The notification tables themselves may be small in size, but should be aggressively split across the cluster. This spreads load to handle volume spikes and improve concurrency.
Also note that MapReduce is still an important part of the system. It’s simply a better tool for batch operations like bringing a new data set online or re-processing an existing data set with new logic.
There are a number of moving parts in this system, and good measurements are the best way to ensure it’s working well. For example, in development we found our HBase Region Servers would encounter frequent but short-lived process queues during heavy load. This didn’t look like an issue in HBase, but when we measured the performance of the calling process there was a noticeable degradation. The point is, instrumentation built into Hadoop and HBase are great but not sufficient. Measuring the observed performance at all layers is important to create an optimal system.
There are many good technologies for doing so. We generally use the Metrics API by Coda Hale. Here is an example of HBase client throughput using an instrumented implementation of HTableInterface. The data is collected by the Metrics API and displayed with Graphite:
Different models, same logic
The same logic needs to be applied to both batch and stream processing despite the necessary differences in infrastructure. This is a challenge since the models speak very different languages: InputFormats describe an immutable and complete set of data, whereas event streams expose incremental changes without context.
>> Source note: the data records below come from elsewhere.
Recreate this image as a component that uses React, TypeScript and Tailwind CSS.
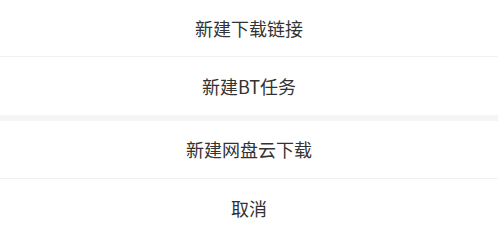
import React from "react";

const Row = ({ label, border, first }: { label: string; border?: boolean; first?: boolean }) => (
  <div
    className={`${first ? "h-[57px]" : "h-[58px]"} flex items-center justify-center bg-white text-[18px] text-[#333333] ${
      border ? "border-b border-[#f0f0f0]" : ""
    }`}
  >
    {label}
  </div>
);

export default function App() {
  return (
    <div
      className="w-[498px] h-[230px] overflow-hidden bg-white"
      style={{ fontFamily: '"Noto Sans CJK SC", "Noto Sans", sans-serif' }}
    >
      <Row label="新建下载链接" border first />
      <Row label="新建BT任务" />
      <div className="h-[6px] bg-[#f5f5f5]" />
      <Row label="新建网盘云下载" border />
      <Row label="取消" />
    </div>
  );
}
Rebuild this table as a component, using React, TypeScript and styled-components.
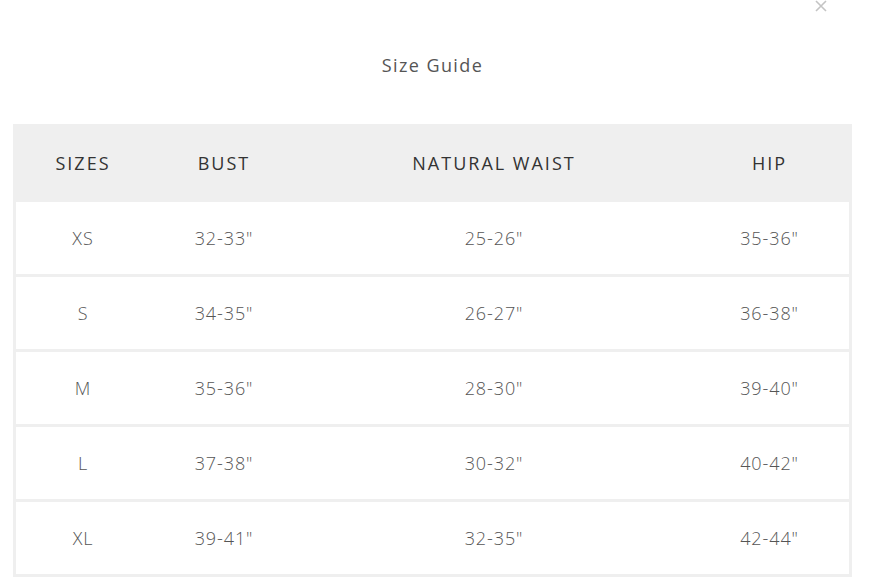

It turns out the function is the only real commonality between them; simply taking a subset of input and returning useful output. So, our strategy is this:
Build all logic as a set of simple functions, then compose and coordinate those functions with higher-level processing libraries.
We use Storm to compose our realtime processing and Apache Crunch to compose our MapReduce jobs. Here are some lessons we have learned to apply this strategy effectively:
Minimize intermediate state
Persisting intermediate state can be expensive and creates complex relationships between moving parts. This is particularly true if a MapReduce job creates intermediate state used by realtime processing or vice versa. Instead, keep processing pipelines independent whenever possible and combine the results at the end.
Isolate processing models
Our MapReduce jobs are typically run on separate infrastructure than realtime processing to ensure expensive jobs do not saturate time-critical processing.
Be aware of the semantic differences in the processing models
A “join” in a MapReduce job sees all data, whereas a “join” in stream processing gets incremental subsets. If a function needs the full context to execute, that context must be externally loaded in the realtime processing system. In our case, external state is loaded from HBase and cached, but projects like Trident are now providing some aggregation facilities over storm as well.
The path forward
The patterns here have been successful but require significant scaffolding and infrastructure to bring together. Near-realtime processing demands over big data are bound to increase, which means there is an opportunity here; higher level abstractions should emerge. Similar to how tools like Crunch and Hive offer abstractions over MapReduce, it’s likely that similar primitives can express the patterns described here.
How these higher abstractions emerge remains to be seen, but there is one thing I’m sure of: it’s going to be fun.
I’d like to acknowledge key contributors to building this and related systems: Jason Bray, Ben Brown, Robert Farr, Preston Koprivica, Swarnim Kulkarni, Kyle McGovern, Andrew Olson, Mike Richards, Micah Whitacre, Greg Whitsitt, and others.